Reverse engineering is the process of extracting the design of a system from the code. It can never produce the design reached by software engineering, but it can produce an "as is" representation of the system.

Introduction

Reverse engineering is not part of the system software development process. In fact, if a process were in place, there would be no need to reverse engineer a system.

I do not enjoy reverse engineering systems, and I don't know any software engineer who does. Unfortunately, there are systems around that need to be kept alive.

Reverse Engineering Tools

For some languages, tools exist for reverse engineering. For other languages, it is sometimes necessary to develop tools to aid in reverse engineering.

Tools for C code

Tools can be found to help reverse engineer C code. The tools I have used are ctags, cflow and ccalls. cflow or ccalls will document the flow of control through the system and have limited use. ctags can be used to identify the data and functions in the system.

Tools for C++

I used Rhapsody to attempt to reverse engineer an embedded system written in C++. Unfortunately, the system I tried to reverse engineer was written, but never designed. Instead of a design, this system relied on heros to work around the clock before a demonstration or delivery to fix bugs that seem to come out of nowhere. The failure to extract the design was not the fault of Rhapsody. It actually created all the diagrams as it was supposed to. The black mass that was displayed reflected the lack of design and tight coupling of the system.

Tools for MUMPS

I led the development of a set of tools to reverse engineer MUMPS. The requirements for the tools were tailored to a single system, so the tools were also tailored to a single system. If these tools were only used for the system they were developed for, everything would have been fine, but news of our tools spread to other companies who enlisted our help to understand their systems. Unfortunately, the tools failed to extract the required information without my going into the code to be analysed and modifying it to be compatible with the tools, defeating the purpose of automating the process.

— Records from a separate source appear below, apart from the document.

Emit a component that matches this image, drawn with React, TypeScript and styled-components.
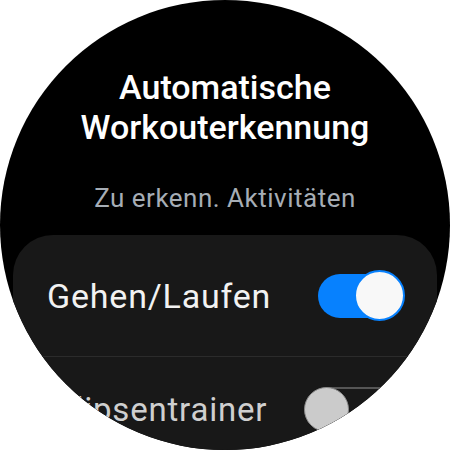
import styled, { createGlobalStyle } from "styled-components";

const GlobalStyle = createGlobalStyle`
  html, body {
    margin: 0;
    padding: 0;
    background: #ffffff;
  }
  body {
    font-family: Roboto, "Noto Sans", "Liberation Sans", sans-serif;
  }
`;

const Watch = styled.div`
  width: 450px;
  height: 450px;
  border-radius: 50%;
  overflow: hidden;
  background: #000;
  display: flex;
  flex-direction: column;
  align-items: stretch;
`;

const Header = styled.header`
  padding-top: 67px;
  text-align: center;
`;

const Title = styled.h1`
  margin: 0;
  font-size: 34px;
  line-height: 40px;
  font-weight: 500;
  color: #ffffff;
`;

const Subtitle = styled.div`
  margin-top: 36px;
  font-size: 26px;
  line-height: 30px;
  letter-spacing: 0.5px;
  color: #a6adb5;
`;

const Card = styled.section`
  margin: 22px 13px 0;
  background: #181818;
  border-radius: 40px 40px 0 0;
  flex: 1;
  display: flex;
  flex-direction: column;
`;

const Row = styled.div<{ $height: number }>`
  height: ${({ $height }) => $height}px;
  display: flex;
  align-items: center;
  justify-content: space-between;
  padding: 0 32px 0 34px;
  flex-shrink: 0;
`;

const Divider = styled.div`
  height: 1px;
  background: #2b2b2b;
  flex-shrink: 0;
`;

const Label = styled.span<{ $dim?: boolean }>`
  font-size: ${({ $dim }) => ($dim ? 33 : 34)}px;
  letter-spacing: 0.8px;
  color: ${({ $dim }) => ($dim ? "#cfcfcf" : "#f2f2f2")};
`;

const SwitchBox = styled.div<{ $on: boolean }>`
  position: relative;
  width: ${({ $on }) => ($on ? 87 : 101)}px;
  height: ${({ $on }) => ($on ? 51 : 45)}px;
  flex-shrink: 0;
`;

const Track = styled.div<{ $on: boolean }>`
  position: absolute;
  top: 50%;
  transform: translateY(-50%);
  left: ${({ $on }) => ($on ? 0 : 2)}px;
  right: ${({ $on }) => ($on ? 6 : 0)}px;
  height: 44px;
  box-sizing: border-box;
  border-radius: 22px;
  background: ${({ $on }) => ($on ? "#0781fe" : "transparent")};
  border: ${({ $on }) => ($on ? "none" : "2px solid #555")};
`;

const Thumb = styled.div<{ $on: boolean }>`
  position: absolute;
  top: 0;
  ${({ $on }) => ($on ? "right: 0;" : "left: 0;")}
  width: ${({ $on }) => ($on ? 51 : 45)}px;
  height: ${({ $on }) => ($on ? 51 : 45)}px;
  box-sizing: border-box;
  border-radius: 50%;
  background: ${({ $on }) => ($on ? "#f8f8f8" : "#cbcbcb")};
  border: ${({ $on }) => ($on ? "2.5px solid #0781fe" : "1.5px solid #8a8a8a")};
`;

function Switch({ on }: { on: boolean }) {
  return (
    <SwitchBox $on={on}>
      <Track $on={on} />
      <Thumb $on={on} />
    </SwitchBox>
  );
}

const activities = [
  { name: "Gehen/Laufen", on: true, height: 121 },
  { name: "Ellipsentrainer", on: false, height: 104 },
];

export default function App() {
  return (
    <>
      <GlobalStyle />
      <Watch>
        <Header>
          <Title>
            Automatische
            <br />
            Workouterkennung
          </Title>
          <Subtitle>Zu erkenn. Aktivitäten</Subtitle>
        </Header>
        <Card>
          {activities.map((a, i) => (
            <div key={a.name}>
              {i > 0 && <Divider />}
              <Row $height={a.height}>
                <Label $dim={!a.on}>{a.name}</Label>
                <Switch on={a.on} />
              </Row>
            </div>
          ))}
        </Card>
      </Watch>
    </>
  );
}
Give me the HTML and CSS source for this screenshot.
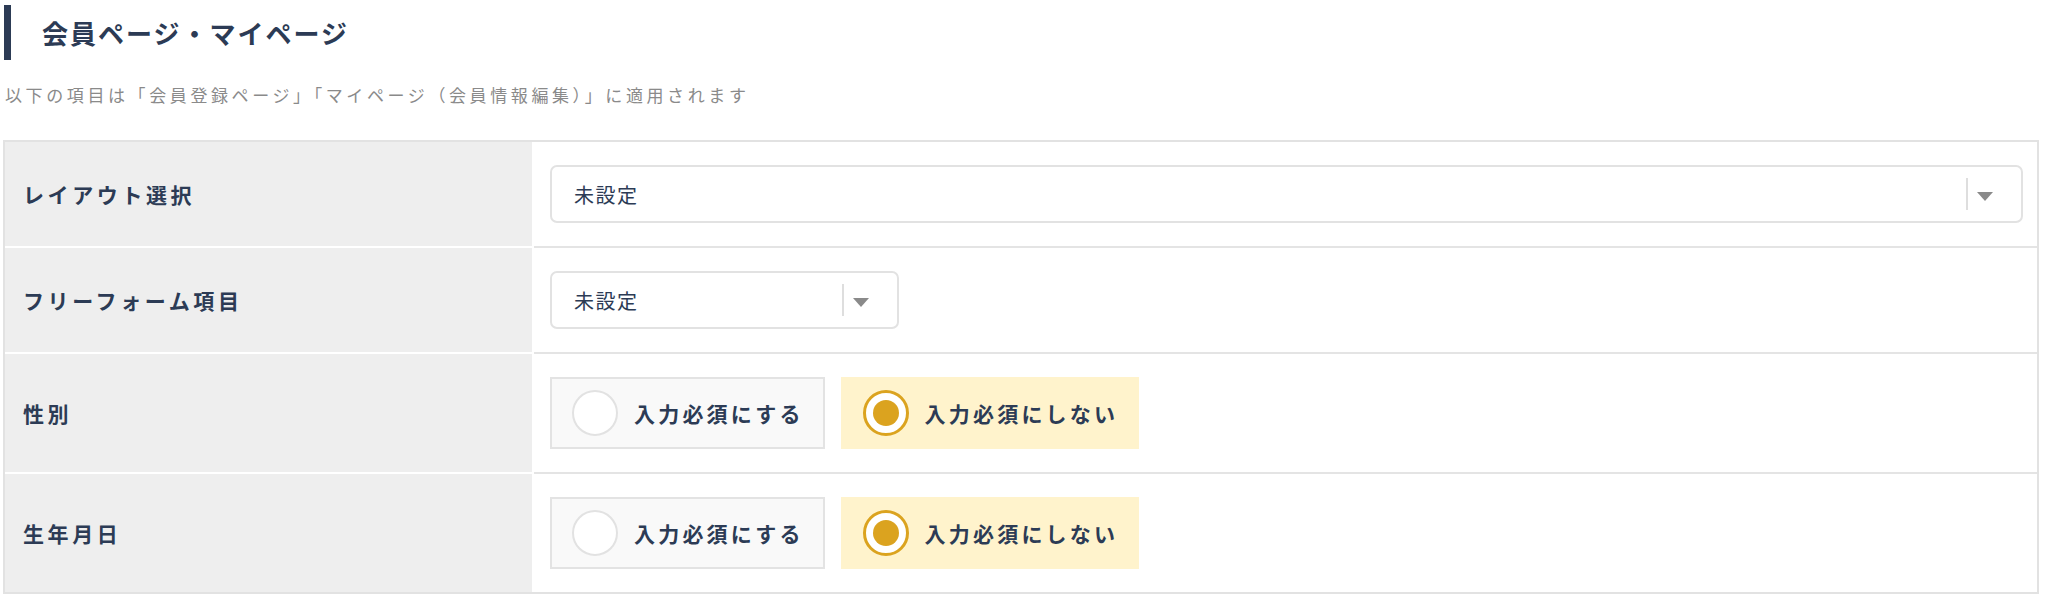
FILE: index.html
```html
<!DOCTYPE html>
<html lang="ja">
<head>
<meta charset="utf-8">
<title>会員ページ・マイページ</title>
<link rel="stylesheet" href="styles.css">
</head>
<body>
<div class="page">
  <h2 class="section-title">会員ページ・マイページ</h2>
  <p class="note">以下の項目は「会員登録ページ」「マイページ（会員情報編集）」に適用されます</p>
  <div class="form-table">
    <div class="row">
      <div class="label">レイアウト選択</div>
      <div class="value">
        <div class="select">
          <span class="select-text">未設定</span>
          <span class="select-divider"></span>
          <span class="select-arrow"></span>
        </div>
      </div>
    </div>
    <div class="row">
      <div class="label">フリーフォーム項目</div>
      <div class="value">
        <div class="select select-narrow">
          <span class="select-text">未設定</span>
          <span class="select-divider"></span>
          <span class="select-arrow"></span>
        </div>
      </div>
    </div>
    <div class="row">
      <div class="label">性別</div>
      <div class="value">
        <div class="choices">
          <label class="choice"><span class="radio"></span><span class="choice-text">入力必須にする</span></label>
          <label class="choice is-checked"><span class="radio"><span class="radio-dot"></span></span><span class="choice-text">入力必須にしない</span></label>
        </div>
      </div>
    </div>
    <div class="row">
      <div class="label">生年月日</div>
      <div class="value">
        <div class="choices">
          <label class="choice"><span class="radio"></span><span class="choice-text">入力必須にする</span></label>
          <label class="choice is-checked"><span class="radio"><span class="radio-dot"></span></span><span class="choice-text">入力必須にしない</span></label>
        </div>
      </div>
    </div>
  </div>
</div>
</body>
</html>
```

FILE: styles.css
```css
* {
  box-sizing: border-box;
}

body {
  margin: 0;
  background: #ffffff;
  font-family: "Noto Sans CJK JP", "Noto Sans", sans-serif;
  color: #2c3b55;
}

.page {
  padding: 5px 0 0 3px;
  width: 2039px;
}

.section-title {
  margin: 0 0 0 1px;
  height: 55px;
  border-left: 7px solid #2c3b55;
  padding-left: 31px;
  display: flex;
  align-items: center;
  font-size: 26px;
  font-weight: 700;
  letter-spacing: 2px;
  line-height: 1;
  color: #2c3b55;
}

.note {
  margin: 23px 0 0 2px;
  font-size: 17px;
  line-height: 24px;
  letter-spacing: 3.6px;
  color: #8a8a8a;
}

.form-table {
  margin-top: 33px;
  width: 2036px;
  border: 2px solid #e2e2e2;
}

.row {
  display: flex;
}

.label {
  flex: none;
  width: 529px;
  background: #eeeeee;
  border-right: 2px solid #ffffff;
  border-bottom: 2px solid #ffffff;
  padding-left: 18px;
  display: flex;
  align-items: center;
  font-size: 21px;
  font-weight: 700;
  letter-spacing: 3.6px;
  color: #2c3b55;
}

.value {
  flex: 1;
  padding: 23px 14px 23px 16px;
  border-bottom: 2px solid #e4e4e4;
}

.row:last-child .label,
.row:last-child .value {
  border-bottom: none;
}

.select {
  height: 58px;
  border: 2px solid #e2e2e2;
  border-radius: 7px;
  background: #ffffff;
  display: flex;
  align-items: center;
  padding-left: 22px;
}

.select-narrow {
  width: 349px;
}

.select-text {
  font-size: 20px;
  letter-spacing: 1.5px;
  color: #2c3b55;
}

.select-divider {
  margin-left: auto;
  width: 2px;
  height: 32px;
  background: #dedede;
}

.select-arrow {
  margin: 4px 28px 0 9px;
  width: 0;
  height: 0;
  border-left: 8px solid transparent;
  border-right: 8px solid transparent;
  border-top: 9px solid #8a8a8a;
}

.choices {
  display: flex;
  gap: 16px;
}

.choice {
  height: 72px;
  display: flex;
  align-items: center;
  gap: 16px;
  padding: 0 19px 0 20px;
  border: 2px solid #e3e3e3;
  background: #f9f9f9;
}

.choice.is-checked {
  border-color: #fff3cc;
  background: #fff3cc;
}

.radio {
  flex: none;
  width: 46px;
  height: 46px;
  border-radius: 50%;
  border: 2px solid #e2e2e2;
  background: #ffffff;
  display: flex;
  align-items: center;
  justify-content: center;
}

.is-checked .radio {
  border: 3px solid #dba31f;
}

.radio-dot {
  width: 26px;
  height: 26px;
  border-radius: 50%;
  background: #dba31f;
}

.choice-text {
  font-size: 21px;
  font-weight: 700;
  letter-spacing: 3.2px;
  color: #2c3b55;
}
```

After leaving the company, I designed the tools that I felt were the most useful again, but this time, they weren't for a single system. A full description of the tools are described elsewhere.

Language Conversions

I have done language conversions and recommend against it. In the early days of computer programming, we had an acronym, GIGO that means Garbage In, Garbage Out. If languages are similar, conversions can be simple, but one must be aware that converting the language does not guarantee that the intent of the code is converted. I will briefly discuss three conversions including the pros and cons.

Fortran IV to Fortran 77

I had to write a translator to perform this conversion. The translator was straight forward, and was able to convert 95% of the code automatically, and marked the parts that needed manual intervention. The 5% that could not be converted automatically consisted of vendor specific enhancement that should be avoided.

Pascal to C

This was relatively easy since I was able to find a Pascal to C translator in open source that handled between 90% to 95% of the code.

MUMPS to C++

This should never happen. These languages are as far apart as two languages can be. I call my tool for converting from MUMPS to C++ a transformer rather than a translator because that is what it does. I first tried to write a translator, but a translator could not properly handle the intent of the code. The transformer properly handles the intent of the code. I have provided samples of MUMPS and C++ code. The transformer took four years to get to a working prototype, and two years to get from the prototype to a complete application.

(M)UMPS to Caché

If you want to convert from MUMPS to object-oriented technology, convert to Caché. The conversion is painles, and any code that does not translate directly is flagged so it can be modified. Not only the code, but Caché can read MUMPS databases.